The Boeing X-37, also known as the Orbital Test Vehicle (OTV), is a reusable unmanned spacecraft. It is boosted into space by a launch vehicle, then re-enters Earth’s atmosphere and lands as a spaceplane. The X-37 is operated by the United States Air Force for orbital spaceflight missions intended to demonstrate reusable space technologies. It is a 120%-scaled derivative of the earlier Boeing X-40.
On 17 November 2006, the U.S. Air Force announced that it would develop its own variant from NASA’s X-37A. The Air Force version was designated the X-37B Orbital Test Vehicle (OTV). The OTV program was built on earlier industry and government efforts by DARPA, NASA and the Air Force, and was led by the U.S. Air Force Rapid Capabilities Office, in partnership with NASA and the Air Force Research Laboratory. Boeing was the prime contractor for the OTV program.[7][17][18] The X-37B was designed to remain in orbit for up to 270 days at a time. The Secretary of the Air Force stated that the OTV program would focus on “risk reduction, experimentation, and operational concept development for reusable space vehicle technologies, in support of long-term developmental space objectives”.

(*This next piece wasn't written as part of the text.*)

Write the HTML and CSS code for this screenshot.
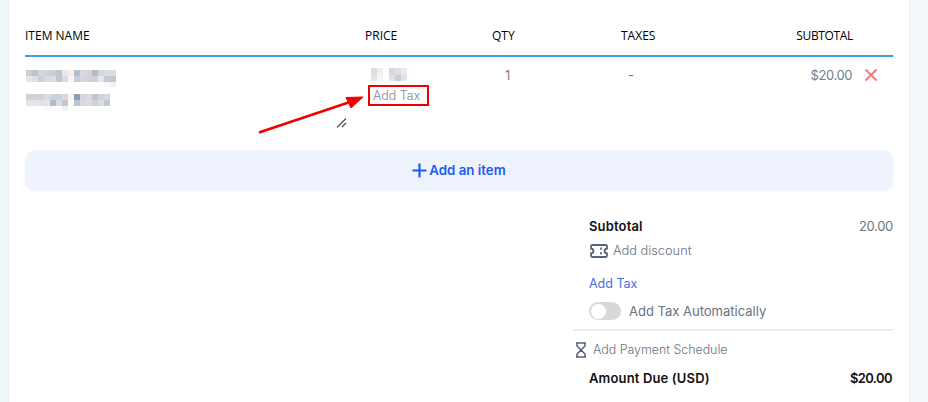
FILE: index.html
```html
<!DOCTYPE html>
<html lang="en">
<head>
    <meta charset="UTF-8">
    <title>Invoice items</title>
    <link rel="stylesheet" href="styles.css">
</head>
<body>
    <div class="card">
        <div class="item-table">
            <div class="table-row table-head">
                <div>ITEM NAME</div>
                <div>PRICE</div>
                <div>QTY</div>
                <div class="head-taxes">TAXES</div>
                <div class="cell-right head-subtotal">SUBTOTAL</div>
                <div></div>
            </div>
            <div class="table-row table-item">
                <div class="item-name">
                    <svg class="mosaic" width="96" height="44" viewBox="0 0 96 44" shape-rendering="crispEdges">
                        <rect x="0" y="0" width="6" height="6" fill="#c8cdd6"/><rect x="6" y="0" width="6" height="6" fill="#bcc6d0"/><rect x="12" y="0" width="6" height="6" fill="#d4d6dc"/><rect x="18" y="0" width="6" height="6" fill="#cdd3da"/><rect x="24" y="0" width="6" height="6" fill="#c8d0d6"/><rect x="30" y="0" width="6" height="6" fill="#c2c5cb"/><rect x="36" y="0" width="6" height="6" fill="#e6e9ee"/><rect x="42" y="0" width="6" height="6" fill="#f5f1ea"/><rect x="48" y="0" width="6" height="6" fill="#b4bfcc"/><rect x="54" y="0" width="6" height="6" fill="#d5d8dc"/><rect x="60" y="0" width="6" height="6" fill="#d4d6da"/><rect x="66" y="0" width="6" height="6" fill="#bab9c9"/><rect x="72" y="0" width="6" height="6" fill="#d5d9df"/><rect x="78" y="0" width="12" height="6" fill="#d8dde2"/>
                        <rect x="0" y="6" width="6" height="6" fill="#e4e6e8"/><rect x="6" y="6" width="6" height="6" fill="#dedfe2"/><rect x="12" y="6" width="6" height="6" fill="#cccdd5"/><rect x="18" y="6" width="6" height="6" fill="#d8dadf"/><rect x="24" y="6" width="6" height="6" fill="#dadde3"/><rect x="30" y="6" width="6" height="6" fill="#c5c6ca"/><rect x="36" y="6" width="6" height="6" fill="#d8dce6"/><rect x="42" y="6" width="6" height="6" fill="#fbf6f3"/><rect x="48" y="6" width="6" height="6" fill="#c8ced8"/><rect x="54" y="6" width="6" height="6" fill="#d4d6da"/><rect x="60" y="6" width="6" height="6" fill="#d2d3d8"/><rect x="66" y="6" width="6" height="6" fill="#d0d0d8"/><rect x="72" y="6" width="6" height="6" fill="#e2e8ec"/><rect x="78" y="6" width="6" height="6" fill="#c8ccd0"/><rect x="84" y="6" width="6" height="6" fill="#c4c8cc"/>
                        <rect x="78" y="12" width="6" height="5" fill="#f5f7fa"/><rect x="84" y="12" width="6" height="5" fill="#edf2f7"/>
                        <rect x="0" y="24" width="6" height="6" fill="#d2d3d8"/><rect x="6" y="24" width="6" height="6" fill="#d0d2d6"/><rect x="12" y="24" width="6" height="6" fill="#ced3dc"/><rect x="18" y="24" width="6" height="6" fill="#dcdfe2"/><rect x="24" y="24" width="6" height="6" fill="#cdd3dc"/><rect x="30" y="24" width="6" height="6" fill="#cbd1d9"/><rect x="36" y="24" width="6" height="6" fill="#d8dadc"/><rect x="42" y="24" width="6" height="6" fill="#f8f6f2"/><rect x="48" y="24" width="6" height="6" fill="#8e9db2"/><rect x="54" y="24" width="6" height="6" fill="#d3d6dc"/><rect x="60" y="24" width="6" height="6" fill="#ddd9d9"/><rect x="66" y="24" width="6" height="6" fill="#bcc6d2"/><rect x="72" y="24" width="6" height="6" fill="#ced3da"/><rect x="78" y="24" width="6" height="6" fill="#d6d8dc"/>
                        <rect x="0" y="30" width="6" height="6" fill="#e4e5e8"/><rect x="6" y="30" width="6" height="6" fill="#e2e4e6"/><rect x="12" y="30" width="6" height="6" fill="#dbe2ea"/><rect x="18" y="30" width="6" height="6" fill="#e8e2de"/><rect x="24" y="30" width="6" height="6" fill="#b0bccf"/><rect x="30" y="30" width="6" height="6" fill="#d6dce2"/><rect x="36" y="30" width="6" height="6" fill="#c4c7cc"/><rect x="42" y="30" width="6" height="6" fill="#fbfaf8"/><rect x="48" y="30" width="6" height="6" fill="#bcc4d0"/><rect x="54" y="30" width="6" height="6" fill="#d6d9dd"/><rect x="60" y="30" width="6" height="6" fill="#dcdcdc"/><rect x="66" y="30" width="6" height="6" fill="#cdd3d9"/><rect x="72" y="30" width="6" height="6" fill="#dadde2"/><rect x="78" y="30" width="6" height="6" fill="#c4c7cc"/>
                        <rect x="18" y="36" width="12" height="5" fill="#fbfbfd"/><rect x="36" y="36" width="6" height="5" fill="#eef1f6"/>
                    </svg>
                </div>
                <div class="item-price">
                    <svg class="mosaic" width="37" height="13" viewBox="0 0 37 13" shape-rendering="crispEdges">
                        <rect x="0" y="0" width="6" height="7" fill="#dcdcde"/><rect x="6" y="0" width="6" height="7" fill="#eeeff1"/><rect x="18" y="0" width="6" height="7" fill="#d6d8dc"/><rect x="24" y="0" width="6" height="7" fill="#dfe1e5"/><rect x="30" y="0" width="6" height="7" fill="#e8eaef"/>
                        <rect x="0" y="7" width="6" height="6" fill="#e4e5e7"/><rect x="6" y="7" width="6" height="6" fill="#f3f5f7"/><rect x="18" y="7" width="6" height="6" fill="#dfe1e5"/><rect x="24" y="7" width="6" height="6" fill="#c8cdd6"/><rect x="30" y="7" width="6" height="6" fill="#e0e3e8"/>
                    </svg>
                    <div class="price-tax">Add Tax</div>
                </div>
                <div class="item-qty">1</div>
                <div class="item-tax">-</div>
                <div class="cell-right item-total">$20.00</div>
                <div class="item-remove">
                    <svg width="14" height="14" viewBox="0 0 14 14"><path d="M1.5 1.5 12.5 12.5M12.5 1.5 1.5 12.5" stroke="#f67a7a" stroke-width="2" fill="none"/></svg>
                </div>
            </div>
        </div>

        <div class="add-item">
            <svg width="15" height="15" viewBox="0 0 15 15"><path d="M7.5 0.5V14.5M0.5 7.5H14.5" stroke="#1a5cf0" stroke-width="2.2" fill="none"/></svg>
            <span>Add an item</span>
        </div>

        <div class="summary">
            <div class="summary-line line-subtotal">
                <span class="strong label">Subtotal</span>
                <span class="value">20.00</span>
            </div>
            <div class="summary-action line-discount">
                <svg width="18" height="14" viewBox="0 0 18 14"><path d="M2.5 1H15.5A1.5 1.5 0 0 1 17 2.5V4.6A2.4 2.4 0 0 0 17 9.4V11.5A1.5 1.5 0 0 1 15.5 13H2.5A1.5 1.5 0 0 1 1 11.5V9.4A2.4 2.4 0 0 0 1 4.6V2.5A1.5 1.5 0 0 1 2.5 1Z" stroke="#55627a" stroke-width="1.8" fill="none"/><path d="M11 3.5V6M11 8V10.5" stroke="#55627a" stroke-width="1.6" fill="none"/></svg>
                <span>Add discount</span>
            </div>
            <div class="tax-link">Add Tax</div>
            <div class="tax-auto">
                <span class="toggle"><span class="toggle-knob"></span></span>
                <span>Add Tax Automatically</span>
            </div>
            <div class="schedule">
                <svg width="12" height="16" viewBox="0 0 12 16"><path d="M1 1H11M1 15H11M2 1V4L6 8 2 12V15M10 1V4L6 8 10 12V15" stroke="#55627a" stroke-width="1.5" fill="none"/></svg>
                <span>Add Payment Schedule</span>
            </div>
            <div class="summary-line line-due">
                <span class="strong label">Amount Due (USD)</span>
                <span class="strong due-value">$20.00</span>
            </div>
        </div>

        <!-- annotation over the screenshot -->
        <div class="note-box"></div>
        <svg class="note-arrow" width="120" height="50" viewBox="0 0 120 50">
            <path d="M1 41.5 92 11" stroke="#f00000" stroke-width="2.8" fill="none"/>
            <path d="M105 6 88 6.5 93 17Z" fill="#f00000" stroke="#f00000" stroke-width="1"/>
        </svg>
        <svg class="resize-grip" width="12" height="12" viewBox="0 0 12 12">
            <path d="M1 10.5 10 1.5M6 10 10 6" stroke="#555" stroke-width="1.3" fill="none"/>
        </svg>
    </div>
</body>
</html>
```

FILE: styles.css
```css
html, body {
    margin: 0;
    height: 402px;
    overflow: hidden;
}
body {
    background-color: #f2f7fa;
    font-family: Inter, "Open Sans", sans-serif;
    font-size: 13px;
    color: #6b7280;
}
.card {
    position: relative;
    box-sizing: border-box;
    width: 900px;
    height: 402px;
    margin-left: 9px;
    padding: 0 16px;
    background: white;
    box-shadow: 0 0 2px rgba(0,0,0,0.08);
}
.table-row {
    display: grid;
    grid-template-columns: 340px 127px 128px 1fr 100px 40px;
}
.table-head {
    box-sizing: border-box;
    height: 57px;
    padding-top: 28px;
    border-bottom: 2px solid #3b9ddd;
    font-family: "Open Sans", sans-serif;
    font-size: 12px;
    line-height: 16px;
    color: #000;
}
.head-taxes {
    padding-left: 1px;
}
.head-subtotal {
    letter-spacing: -0.35px;
}
.cell-right {
    text-align: right;
}
.table-item {
    height: 93px;
    line-height: 16px;
}
.item-name {
    padding: 13px 0 0 1px;
}
.mosaic {
    display: block;
}
.item-price {
    padding-top: 11px;
    padding-left: 6px;
}
.price-tax {
    margin-top: 7px;
    margin-left: 2px;
    font-size: 12.4px;
    font-weight: 300;
    color: #7d8799;
}
.item-qty {
    padding: 10px 0 0 13px;
    color: #8f7d7d;
}
.item-tax {
    padding: 10px 0 0 8px;
}
.item-total {
    padding: 10px 1px 0 0;
    letter-spacing: -0.4px;
    color: #6f7f92;
}
.item-remove {
    padding: 11px 0 0 11px;
}
.add-item {
    display: flex;
    align-items: center;
    justify-content: center;
    gap: 2px;
    height: 41px;
    padding-bottom: 1px;
    box-sizing: border-box;
    border-radius: 10px;
    background-color: #eff3fd;
    box-shadow: 0 1px 2px rgba(0,0,0,0.03);
    font-size: 13.3px;
    font-weight: 600;
    color: #1a5cf0;
}
.summary {
    width: 320px;
    margin-left: auto;
    padding-top: 26px;
}
.summary-line {
    display: flex;
    justify-content: space-between;
    padding-left: 16px;
    line-height: 18px;
}
.strong {
    font-weight: 600;
    color: #111;
}
.label {
    letter-spacing: 0.15px;
}
.due-value {
    margin-right: 1px;
    letter-spacing: -0.6px;
}
.value {
    letter-spacing: -0.3px;
    color: #6f7580;
}
.summary-action {
    display: flex;
    align-items: center;
    gap: 5px;
    margin-top: 7px;
    padding-left: 17px;
    line-height: 18px;
    font-size: 12.8px;
    font-weight: 300;
}
.tax-link {
    margin-top: 15px;
    padding-left: 16px;
    line-height: 18px;
    font-size: 12.5px;
    color: #3b6fe8;
}
.tax-auto {
    display: flex;
    align-items: center;
    gap: 8px;
    margin-top: 9px;
    padding: 0 0 9px 16px;
    border-bottom: 2px solid #ececf1;
}
.toggle {
    display: block;
    width: 32px;
    height: 18px;
    border-radius: 9px;
    background-color: #d8d8d8;
}
.toggle-knob {
    display: block;
    width: 15px;
    height: 15px;
    margin: 1.5px;
    border-radius: 50%;
    background: white;
}
.schedule {
    display: flex;
    align-items: center;
    gap: 6px;
    margin-top: 10px;
    padding-left: 2px;
    line-height: 18px;
    font-size: 12.4px;
    font-weight: 300;
}
.line-due {
    margin-top: 10px;
}
.note-box {
    position: absolute;
    left: 359px;
    top: 85px;
    box-sizing: border-box;
    width: 61px;
    height: 21px;
    border: 2px solid #f00000;
}
.note-arrow {
    position: absolute;
    left: 249px;
    top: 91px;
}
.resize-grip {
    position: absolute;
    left: 327px;
    top: 117px;
}
```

The X-37B was originally scheduled for launch in the payload bay of the Space Shuttle, but following the 2003 Columbia disaster, it was transferred to a Delta II 7920. The X-37B was subsequently transferred to a shrouded configuration on the Atlas V rocket, following concerns over the unshrouded spacecraft’s aerodynamic properties during launch. Following their missions, X-37B spacecraft primarily land on a runway at Vandenberg Air Force Base, California, with Edwards Air Force Base as a secondary site. In 2010, manufacturing work began on the second X-37B, OTV-2, which conducted its maiden launch in March 2011.
On 8 October 2014, NASA confirmed that X-37B vehicles would be housed at Kennedy Space Center in Orbiter Processing Facilities (OPF) 1 and 2, hangars previously occupied by the Space Shuttle. Boeing had said the space planes would use OPF-1 in January 2014, and the Air Force had previously said it was considering consolidating X-37B operations, housed at Vandenberg Air Force Base in California, nearer to their launch site at Cape Canaveral. NASA also stated that the program had completed tests to determine whether the X-37B, one-fourth the size of the Space Shuttle, could land on the former Shuttle runways. NASA furthermore stated that renovations of the two hangars would be completed by the end of 2014; the main doors of OPF-1 were marked with the message “Home of the X-37B” by this point.
Most of the activities of the X-37B project are secret. The official U.S. Air Force statement is that the project is “an experimental test program to demonstrate technologies for a reliable, reusable, unmanned space test platform for the U.S. Air Force”. The primary objectives of the X-37B are twofold: reusable spacecraft technology, and operating experiments which can be returned to Earth. The Air Force states that this includes testing avionics, flight systems, guidance and navigation, thermal protection, insulation, propulsion, and re-entry systems.
In May 2010, Tom Burghardt wrote for Space Daily that the X-37B could be used as a spy satellite or to deliver weapons from space. The Pentagon subsequently denied claims that the X-37B’s test missions supported the development of space-based weapons.
In January 2012, allegations were made that the X-37B was being used to spy on China’s Tiangong-1 space station module. Former U.S. Air Force orbital analyst Brian Weeden later refuted this claim, emphasizing that the different orbits of the two spacecraft precluded any practical surveillance fly-bys
In October 2014, The Guardian reported the claims of security experts that the X-37B was being used “to test reconnaissance and spy sensors, particularly how they hold up against radiation and other hazards of orbit.”
In November 2016, the International Business Times stated that the U.S. government was testing a version of the EmDrive electromagnetic microwave thruster on the fourth flight of the X-37B. In 2009, an EmDrive technology transfer contract with Boeing was undertaken via a State Department TAA and a UK export licence, approved by the UK MOD. Boeing has since stated it is no longer pursuing this area of research. The U.S. Air Force has stated the X-37B is testing a Hall-effect thruster system for Aerojet Rocketdyne.